Could graduate salary stagnation finally be coming to an end?
PwC doesn’t seem to have got the Bank of England’s memo.
The BoE is keen for pay restraint to stop a wage price spiral, where workers’ salary increases to offset inflation feed companies’ price rises — and more inflation. Instead the Big Four firm declared on Sunday it was going to put up pay by at least 9 per cent for half of staff. Seventy per cent get at least a 7 per cent raise.
Clearly this is a big rise from a big employer. PwC has more than 24,000 employees across the UK, Channel Islands and the Middle East. But its economic significance is even starker as a graduate destination. The firm will suck in roughly 2,000 university and school leavers in the UK this year, more than anyone else in the private sector.
That makes how PwC is structuring its pay increase more interesting. It is raising base salaries rather than offering one-off bonuses. Some of the biggest increases will be on the bottom rung. Starting salaries in audit are rising 10 per cent. (KPMG did something similar, announcing flat rate rises last month of £2,000-£4,000 that were designed to make the biggest difference to those that earned the least.)
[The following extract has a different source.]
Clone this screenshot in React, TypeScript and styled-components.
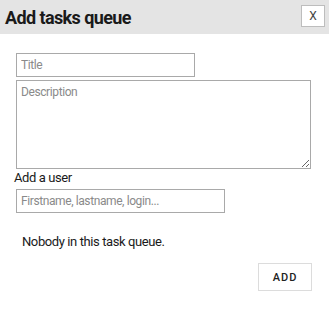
import React, { useState } from "react"
import styled, { createGlobalStyle } from 'styled-components'

const GlobalStyle = createGlobalStyle`
  body {
    margin: 0;
    background: #fff;
    font-family: Roboto, "Liberation Sans", sans-serif;
    color: #222;
  }
`;

const Header = styled.div`
  display: flex;
  align-items: center;
  justify-content: space-between;
  height: 34px;
  padding: 0 4px 0 5px;
  background: #e4e4e4;
`;

const Title = styled.h1`
  margin: 0;
  font-size: 18px;
  font-weight: 700;
  letter-spacing: -0.6px;
  color: #1a1a1a;
`;

const CloseButton = styled.button`
  width: 24px;
  height: 22px;
  margin-top: -2px;
  padding: 0;
  background: #fff;
  border: 1px solid #bdbdbd;
  font-family: inherit;
  font-size: 12px;
  color: #444;
  cursor: pointer;
`;

const Form = styled.form`
  display: flex;
  flex-direction: column;
  padding: 19px 14px 0 14px;
`;

const TextInput = styled.input<{ $width: number }>`
  box-sizing: border-box;
  width: ${p => p.$width}px;
  height: 24px;
  margin-left: 2px;
  padding: 2px 4px;
  border: 1px solid #a9a9a9;
  font-family: inherit;
  font-size: 12px;
  letter-spacing: -0.4px;
  color: #222;

  &::placeholder {
    color: #8a8a8a;
  }
`;

const TextArea = styled.textarea`
  box-sizing: border-box;
  width: 295px;
  height: 89px;
  margin: 3px 0 0 2px;
  padding: 4px 4px;
  border: 1px solid #a9a9a9;
  font-family: inherit;
  font-size: 12px;
  letter-spacing: -0.4px;
  color: #222;

  &::placeholder {
    color: #8a8a8a;
  }
`;

const Label = styled.label`
  display: block;
  margin: 1px 0 4px 0;
  font-size: 13px;
  line-height: 15px;
  letter-spacing: -0.4px;
  color: #1a1a1a;
`;

const Empty = styled.p`
  margin: 21px 0 0 8px;
  font-size: 13px;
  letter-spacing: -0.4px;
  color: #1a1a1a;
`;

const Footer = styled.div`
  display: flex;
  justify-content: flex-end;
  margin-top: 14px;
  padding-right: 3px;
`;

const AddButton = styled.button`
  width: 54px;
  height: 28px;
  background: #fff;
  border: 1px solid #dcdcdc;
  font-family: inherit;
  font-size: 11px;
  font-weight: 500;
  letter-spacing: 1px;
  color: #222;
  cursor: pointer;
`;

const App = () => {
  const [title, setTitle] = useState('')
  const [description, setDescription] = useState('')
  const [user, setUser] = useState('')

  const onSubmit = (e: React.FormEvent) => {
    e.preventDefault()
  }

  return (
    <>
      <GlobalStyle />
      <Header>
        <Title>Add tasks queue</Title>
        <CloseButton type='button'>X</CloseButton>
      </Header>
      <Form onSubmit={onSubmit}>
        <TextInput $width={179} type='text' placeholder='Title'
          value={title} onChange={(e) => setTitle(e.target.value)} />
        <TextArea placeholder='Description'
          value={description} onChange={(e) => setDescription(e.target.value)} />
        <Label>Add a user</Label>
        <TextInput $width={209} type='text' placeholder='Firstname, lastname, login...'
          value={user} onChange={(e) => setUser(e.target.value)} />
        <Empty>Nobody in this task queue.</Empty>
        <Footer>
          <AddButton type='submit'>ADD</AddButton>
        </Footer>
      </Form>
    </>
  )
}

export default App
It makes intuitive sense to target pay increases at the least well-off portion of your workforce. But then consider what has happened to graduate starting salaries at large employers in the ten years to last year. Nothing (or near enough).
This year, new graduates at the UK’s top employers are finally on course for an increase to £32,000, according to an annual survey by High Fliers Research, which puts together the student bible of graduate employers. But that follows roughly a decade of stagnation. High Fliers say the median starting salary went from £29,000 in 2011 to all of £30,000 by 2021.
The increase in accounting and professional services hasn’t been quite that bad. The industry went from an estimated starting salary of £28,000 in 2012 to £32,000 before the latest round of mid-year increases was announced: below inflation, but better than the market overall. Pay per employee at PwC actually increased almost exactly in line with inflation between 2011 and 2021, from a mean of around £63,100 to £75,400.
10%
is the rate of increase for starting salaries in audit
But that increase is unlikely to have been evenly distributed among the ranks. As one industry executive explains it, during periods of low inflation when price rises are more challenging to extract from clients, professional services firms have relied more on spot bonuses than salary increases. That keeps high performers sweet. The rest get bumped up a level on the internal pay ladder each year anyway, so might not notice so much if salaries on each rung don’t rise quite as quickly as (low) inflation.
Meanwhile Big Four firms have lured graduates through the promise of training, the name on the CV and an accounting qualification three years down the line rather than purely pay — particularly since the more money-focused will have focused their efforts on law and banking anyway.
The rub comes when inflation is at 9 per cent and focused on food and energy. That will be felt most keenly by the worst-off. And those are not costs that can be met with an end of year bonus that graduates won’t receive for another year.
That poses a problem for the likes of PwC. Employers are increasingly focused on their equality and diversity statistics. Those are no longer limited to gender and ethnicity. Social mobility has also become a more prominent target for firms, with the Big Four taking on ever-larger numbers of school leavers and apprentices and tracking socio-economic backgrounds in its partnership.
If those from less well-off backgrounds are the ones put off by pay that is failing to keep pace with inflation — particularly where they have to move from home for work — that will be an issue that turns up pretty quickly in firms’ diversity statistics.
Not all industries will experience the same pressures. Some have relatively specialised propositions that mean they will continue to recruit regardless of what they do on starting salaries. Banks will carry on paying outsized bonuses.
But so long as inflation remains elevated, that could result in firms like PwC tipping the balance of pay rises away from bonuses and towards salary increases, particularly at the bottom end of the wage scale. Good news, at last, for new graduates.